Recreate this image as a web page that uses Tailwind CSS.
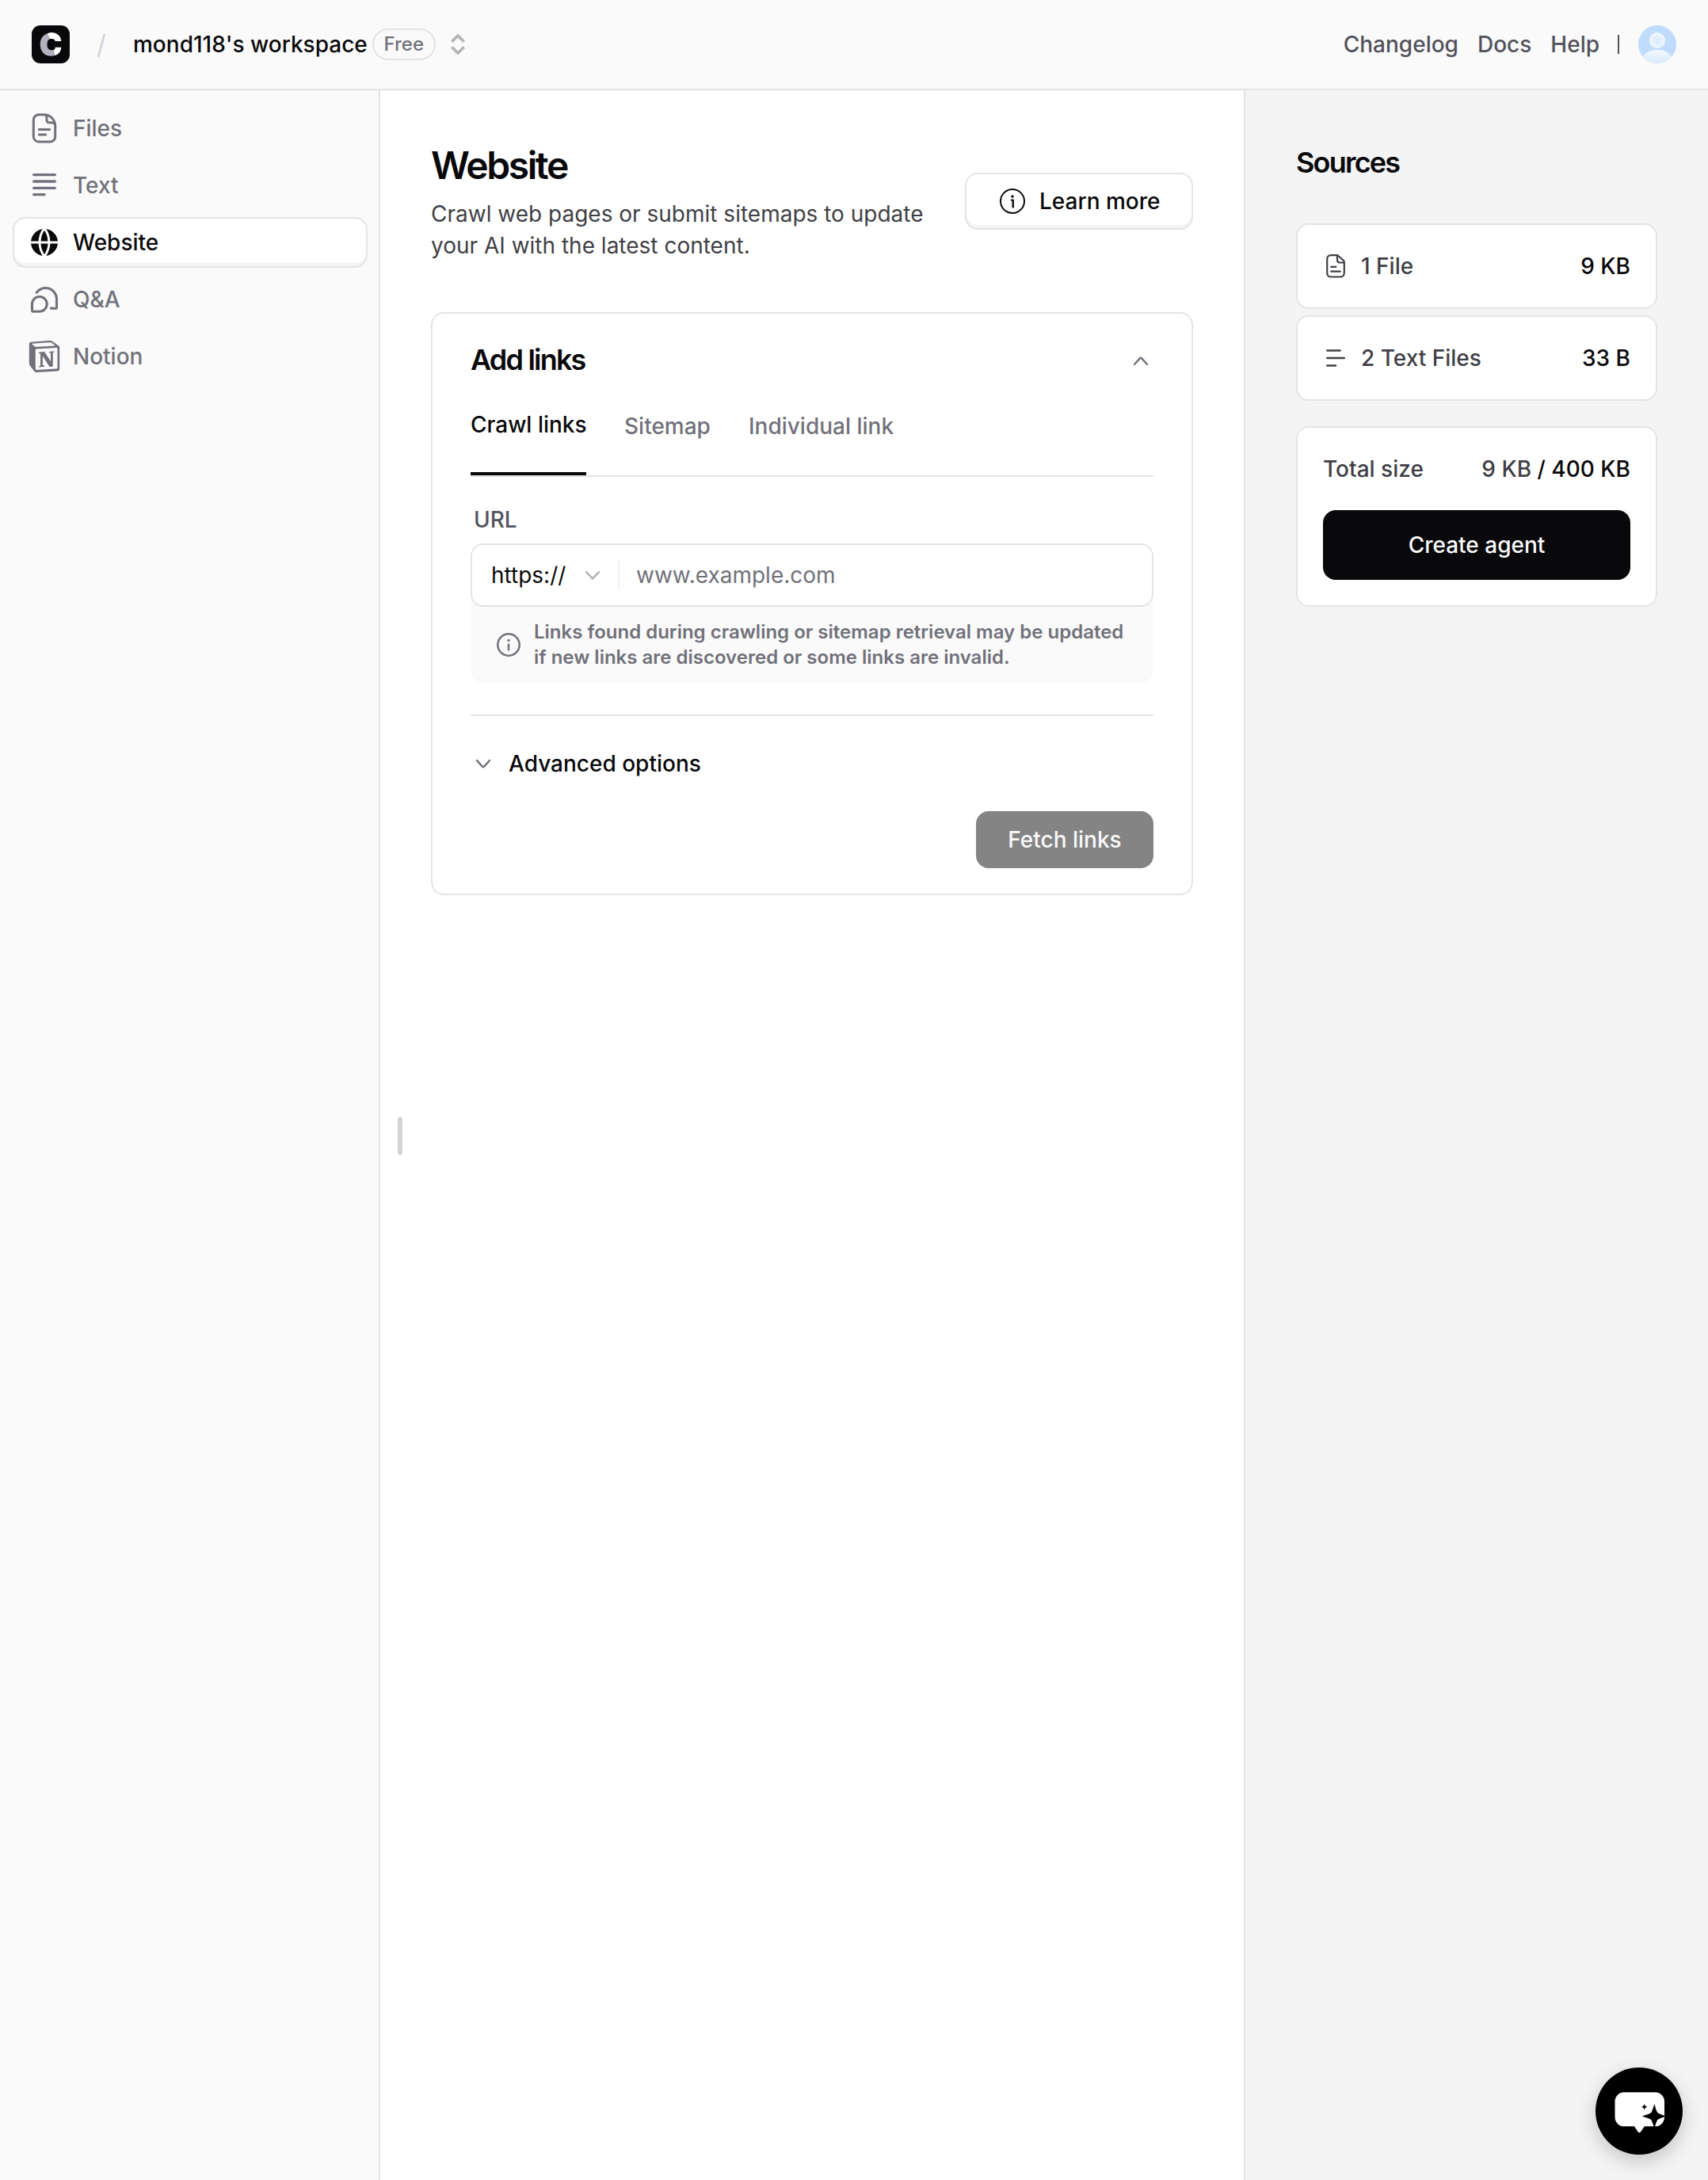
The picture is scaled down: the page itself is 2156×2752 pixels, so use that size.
<!DOCTYPE html>
<html lang="en">
<head>
<meta charset="utf-8">
<title>Website sources</title>
<script src="https://cdn.jsdelivr.net/npm/@tailwindcss/browser@4"></script>
</head>
<body class="flex min-h-screen flex-col bg-white font-['Inter',sans-serif] text-[28px] leading-[40px] font-medium text-[#09090b]">

<header class="flex h-[114px] items-center justify-between border-b-2 border-[#e4e4e5] bg-[#fafafa] px-10">
  <div class="flex items-center">
    <svg class="size-12" viewBox="0 0 48 48">
      <rect width="48" height="48" rx="11" fill="#09090b"/>
      <path fill="#fff" d="M37.3 20C36.8 13 31.8 9 25 9C23 9 21 9.6 19.5 10.5L23 17.2C26.5 16.4 29.3 17.3 29.7 20ZM37.3 27.7H29.7C29.6 29.8 28.8 30.8 27.3 31.2L29 38C34 37 37 33 37.3 27.7Z"/>
      <path fill="#b4b0bd" d="M19.5 10.5C13 13 10.7 18 10.7 24C10.7 33 16 38.7 24.5 38.7C26 38.7 27.6 38.5 29 38L27.3 31.2C22 32 19.5 29.5 19.5 24C19.5 20 20.5 18 23 17.2Z"/>
    </svg>
    <span class="ml-[34px] w-[46px] text-[33px] font-normal text-[#d4d4d8]">/</span>
    <span class="whitespace-nowrap">mond118's workspace</span>
    <span class="ml-1.5 flex h-10 w-20 items-center justify-center rounded-full border-2 border-[#e4e4e5] text-[24px] text-[#71717a]">Free</span>
    <svg class="ml-3 size-8" viewBox="0 0 32 32" fill="none" stroke="#b5b5b9" stroke-width="3.6"><path d="M8.3 12.6L16 5L23.7 12.6M8.3 19.4L16 27L23.7 19.4"/></svg>
  </div>
  <nav class="flex items-center text-[#52525b]">
    <div class="mr-[23px] flex gap-6"><a>Changelog</a><a>Docs</a><a>Help</a></div>
    <span class="mr-6 h-6 w-0.5 bg-[#52525b]"></span>
    <svg class="size-12" viewBox="0 0 48 48">
      <defs>
        <clipPath id="av"><circle cx="24" cy="24" r="24"/></clipPath>
        <linearGradient id="avb" x1="0" y1="0" x2="0" y2="1"><stop offset="0" stop-color="#f3faff"/><stop offset="1" stop-color="#c6dbfa"/></linearGradient>
        <radialGradient id="avh"><stop offset=".4" stop-color="#dfeefe"/><stop offset="1" stop-color="#f2f9ff"/></radialGradient>
      </defs>
      <g clip-path="url(#av)"><rect width="48" height="48" fill="#bfdbfe"/><ellipse cx="24" cy="46" rx="20" ry="15.3" fill="url(#avb)"/><circle cx="24" cy="19" r="10" fill="url(#avh)"/></g>
    </svg>
  </nav>
</header>

<div class="flex flex-1">
  <aside class="flex w-[480px] flex-col gap-2 border-r-2 border-[#e4e4e5] bg-[#fafafa] p-4 pr-3.5 text-[#71717a]">
    <a class="flex h-16 items-center gap-4 px-5">
      <svg class="size-10" viewBox="0 0 40 40" fill="none" stroke="currentColor" stroke-width="3" stroke-linecap="round" stroke-linejoin="round"><path d="M13 2.7H20C27.5 2.7 33.7 9.5 33.7 17V30.5A6.5 6.5 0 0 1 27.2 37H13A6.7 6.7 0 0 1 6.3 30.3V9.4A6.7 6.7 0 0 1 13 2.7ZM21.5 3.2C22.9 4.3 23 5.8 23 7.5V10A2.8 2.8 0 0 0 25.8 12.8H28C30.5 12.8 32.3 13.2 33.2 14.8M13.3 21.4H26.7M13.3 28H21.7"/></svg>
      Files
    </a>
    <a class="flex h-16 items-center gap-4 px-5">
      <svg class="size-10" viewBox="0 0 40 40" fill="none" stroke="currentColor" stroke-width="3.3" stroke-linecap="round"><path d="M6.7 6.7H33.3M6.7 15H33.3M6.7 23.4H33.3M6.7 31.7H20"/></svg>
      Text
    </a>
    <a class="flex h-16 items-center gap-4 rounded-2xl border-2 border-[#e4e4e5] bg-white px-[18px] text-[#09090b] shadow-[inset_0_-4px_0_0_#f4f4f5]">
      <svg class="size-10" viewBox="0 0 40 40" fill="none"><circle cx="20" cy="20" r="17" fill="#09090b"/><path d="M20 2.2C12 13 12 27 20 37.8C28 27 28 13 20 2.2ZM2 20H38" stroke="#fff" stroke-width="2.9"/></svg>
      Website
    </a>
    <a class="flex h-16 items-center gap-4 px-5">
      <svg class="size-10" viewBox="0 0 40 40" fill="none" stroke="currentColor" stroke-width="3.1" stroke-linecap="round" stroke-linejoin="round"><path d="M13.9 16.5A9.3 9.3 0 0 1 13.9 35.2H6A1.5 1.5 0 0 1 4.5 33.7V25.9A9.4 9.4 0 0 1 13.9 16.5ZM10.2 11.3A14 14 0 0 1 35.5 18.6V30A1.5 1.5 0 0 1 34 31.5L28.4 31.1"/></svg>
      Q&amp;A
    </a>
    <a class="flex h-16 items-center gap-4 px-5">
      <svg class="size-10" viewBox="0 0 24 24" fill="currentColor"><path d="M4.459 4.208c.746.606 1.026.56 2.428.466l13.215-.793c.28 0 .047-.28-.046-.326L17.86 1.968c-.42-.326-.981-.7-2.055-.607L3.01 2.295c-.466.046-.56.28-.374.466zm.793 3.08v13.904c0 .747.373 1.027 1.214.98l14.523-.84c.841-.046.935-.56.935-1.167V6.354c0-.606-.233-.933-.748-.887l-15.177.887c-.56.047-.747.327-.747.933zm14.337.745c.093.42 0 .84-.42.888l-.7.14v10.264c-.608.327-1.168.514-1.635.514-.748 0-.935-.234-1.495-.933l-4.577-7.186v6.952L12.21 19s0 .84-1.168.84l-3.222.186c-.093-.186 0-.653.327-.746l.84-.233V9.854L7.822 9.76c-.094-.42.14-1.026.793-1.073l3.456-.233 4.764 7.279v-6.44l-1.215-.139c-.093-.514.28-.887.747-.933zM1.936 1.035l13.31-.98c1.634-.14 2.055-.047 3.082.7l4.249 2.986c.7.513.934.653.934 1.213v16.378c0 1.026-.373 1.634-1.68 1.726l-15.458.934c-.98.047-1.448-.093-1.962-.747l-3.129-4.06c-.56-.747-.793-1.306-.793-1.96V2.667c0-.839.374-1.54 1.447-1.632z"/></svg>
      Notion
    </a>
  </aside>

  <main class="relative w-[1092px] border-r-2 border-[#e4e4e5] p-16">
    <!-- sidebar resize handle -->
    <span class="absolute top-[1296px] left-[22px] h-12 w-1.5 rounded-full bg-[#d4d4d8]"></span>

    <div class="flex items-center justify-between">
      <div>
        <h1 class="text-[48px] leading-[62px] font-semibold tracking-tighter">Website</h1>
        <p class="mt-2.5 w-[640px] font-normal text-[#3f3f46]">Crawl web pages or submit sitemaps to update your AI with the latest content.</p>
      </div>
      <button class="flex h-[72px] w-[288px] items-center gap-4 rounded-2xl border-2 border-[#e4e4e5] bg-white pl-10 whitespace-nowrap shadow-[inset_0_-4px_0_0_#f4f4f5]">
        <svg class="size-9" viewBox="0 0 36 36" fill="none" stroke="currentColor" stroke-width="2"><circle cx="18" cy="18" r="15"/><circle cx="18" cy="12" r="1.8" fill="currentColor" stroke="none"/><path d="M17 16.6H18.7V25.4" stroke-width="2.4" stroke-linecap="round" stroke-linejoin="round"/></svg>
        Learn more
      </button>
    </div>

    <section class="mt-16 flex flex-col rounded-2xl border-2 border-[#e4e4e5] px-12 pb-8">
      <div class="flex h-20 items-end justify-between">
        <h2 class="text-[36px] leading-[44px] font-semibold tracking-tighter">Add links</h2>
        <svg class="mb-1 size-8" viewBox="0 0 32 32" fill="none" stroke="#71717a" stroke-width="2.4" stroke-linecap="round"><path d="M8 20L14.8 12.4Q16 11.1 17.2 12.4L24 20"/></svg>
      </div>
      <div class="flex h-[126px] gap-12 border-b-2 border-[#e4e4e5] text-[#71717a]">
        <a class="flex w-[146px] items-center border-b-4 border-[#09090b] whitespace-nowrap text-[#09090b]">Crawl links</a>
        <a class="flex items-center">Sitemap</a>
        <a class="flex items-center">Individual link</a>
      </div>
      <label class="mt-[34px] pl-1 text-[#52525b]">URL</label>
      <div class="relative mt-2.5 flex h-20 items-center rounded-2xl border-2 border-[#e4e4e5] bg-white pl-6 font-normal">
        <span class="w-[112px]">https://</span>
        <svg class="size-8" viewBox="0 0 32 32" fill="none" stroke="#b5b5b9" stroke-width="2.6" stroke-linecap="round"><path d="M8 12.2L16 20.4L24 12.2"/></svg>
        <span class="ml-4 h-[38px] w-0.5 bg-[#f0f0f1]"></span>
        <input class="min-w-0 flex-1 bg-transparent pl-[21px] outline-none placeholder:text-[#71717a]" placeholder="www.example.com">
      </div>
      <div class="-mt-4 flex gap-3.5 rounded-2xl bg-[#fafafa] px-[30px] pt-8 pb-4 text-[24px] leading-8 font-semibold text-[#71717a]">
        <svg class="mt-3.5 size-9 shrink-0" viewBox="0 0 36 36" fill="none" stroke="currentColor" stroke-width="2.5"><circle cx="18" cy="18" r="13.7"/><circle cx="18" cy="12.4" r="1.7" fill="currentColor" stroke="none"/><path d="M18 17.4V24.2" stroke-linecap="round"/></svg>
        <p class="w-[750px]">Links found during crawling or sitemap retrieval may be updated if new links are discovered or some links are invalid.</p>
      </div>
      <div class="mt-10 h-0.5 bg-[#e4e4e5]"></div>
      <div class="mt-10 flex items-center gap-4">
        <svg class="size-8" viewBox="0 0 32 32" fill="none" stroke="#71717a" stroke-width="2.4" stroke-linecap="round"><path d="M8 12L14.8 19.6Q16 20.9 17.2 19.6L24 12"/></svg>
        Advanced options
      </div>
      <button class="mt-10 h-[72px] w-[224px] self-end rounded-2xl bg-[#848484] text-[#fafafa]">Fetch links</button>
    </section>
  </main>

  <aside class="flex-1 bg-[#f4f4f4] p-16 text-[#3f3f46]">
    <h2 class="text-[36px] leading-[54px] font-semibold tracking-tighter text-[#09090b]">Sources</h2>
    <div class="mt-[50px] flex h-[108px] items-center gap-4 rounded-2xl border-2 border-[#e4e4e5] bg-white px-8">
      <svg class="size-8" viewBox="0 0 32 32" fill="none" stroke="currentColor" stroke-width="2.2" stroke-linecap="round" stroke-linejoin="round"><path d="M10.5 2.2H17.6Q18.6 2.2 19.4 3L26 9Q26.8 9.8 26.8 11V24C26.8 28 25.5 29.5 21.5 29.5H10.5C6.5 29.5 5.2 28 5.2 24V7.7C5.2 3.7 6.5 2.2 10.5 2.2ZM18 3V8C18 10.5 19 11.5 21.5 11.5H26.3M10.2 16.8H16.4M10.2 22.6H21.8"/></svg>
      <span class="flex-1">1 File</span>
      <span class="text-[#09090b]">9 KB</span>
    </div>
    <div class="mt-2 flex h-[108px] items-center gap-4 rounded-2xl border-2 border-[#e4e4e5] bg-white px-8">
      <svg class="size-8" viewBox="0 0 32 32" fill="none" stroke="currentColor" stroke-width="2.5" stroke-linecap="round"><path d="M5.3 6.6H21.6M5.3 16H26.8M5.3 25.4H16"/></svg>
      <span class="flex-1">2 Text Files</span>
      <span class="text-[#09090b]">33 B</span>
    </div>
    <div class="mt-8 rounded-2xl border-2 border-[#e4e4e5] bg-white p-8">
      <div class="flex justify-between"><span>Total size</span><span class="text-[#09090b]"><span class="text-[#3f3f46]">9 KB</span> / 400 KB</span></div>
      <button class="mt-8 h-[88px] w-full rounded-2xl bg-[#09090b] text-[#fafafa]">Create agent</button>
    </div>
  </aside>
</div>

<button class="fixed right-8 bottom-8 size-[110px] rounded-full bg-black shadow-[0_8px_24px_rgba(0,0,0,0.2)]">
  <svg class="size-[110px]" viewBox="0 0 110 110"><path fill="#fff" d="M36 31.3H75.5A11.5 11.5 0 0 1 87 42.8V62.8A11.5 11.5 0 0 1 75.5 74.3H61.8L57 81.2Q55.3 83.2 53.6 81.2L49 74.3H36A11.5 11.5 0 0 1 24.5 62.8V42.8A11.5 11.5 0 0 1 36 31.3Z"/><path d="M74.3 46C76 51 76.5 54 78.3 57C81 59 84 59.8 89 61.5C84 63.2 81 64 78.3 66C76.5 69 76 72 74.3 77C72.6 72 72 69 70.3 66C67.5 64 64 63.2 58.8 61.5C64 59.8 67.5 59 70.3 57C72 54 72.6 51 74.3 46ZM61.7 45.7Q62.3 49.2 65.5 49.7Q62.3 50.2 61.7 53.7Q61.1 50.2 58 49.7Q61.1 49.2 61.7 45.7Z"/></svg>
</button>
</body>
</html>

+---+

[Job] Go from the first line of the listing to the line holding "min-h-screen flex-col bg-white" and, please, transcribe those lines exactly, both included, with no pictures.

[Response for this exercise]
Recreate this image as a web page that uses Tailwind CSS.
The picture is scaled down: the page itself is 2156×2752 pixels, so use that size.
<!DOCTYPE html>
<html lang="en">
<head>
<meta charset="utf-8">
<title>Website sources</title>
<script src="https://cdn.jsdelivr.net/npm/@tailwindcss/browser@4"></script>
</head>
<body class="flex min-h-screen flex-col bg-white font-['Inter',sans-serif] text-[28px] leading-[40px] font-medium text-[#09090b]">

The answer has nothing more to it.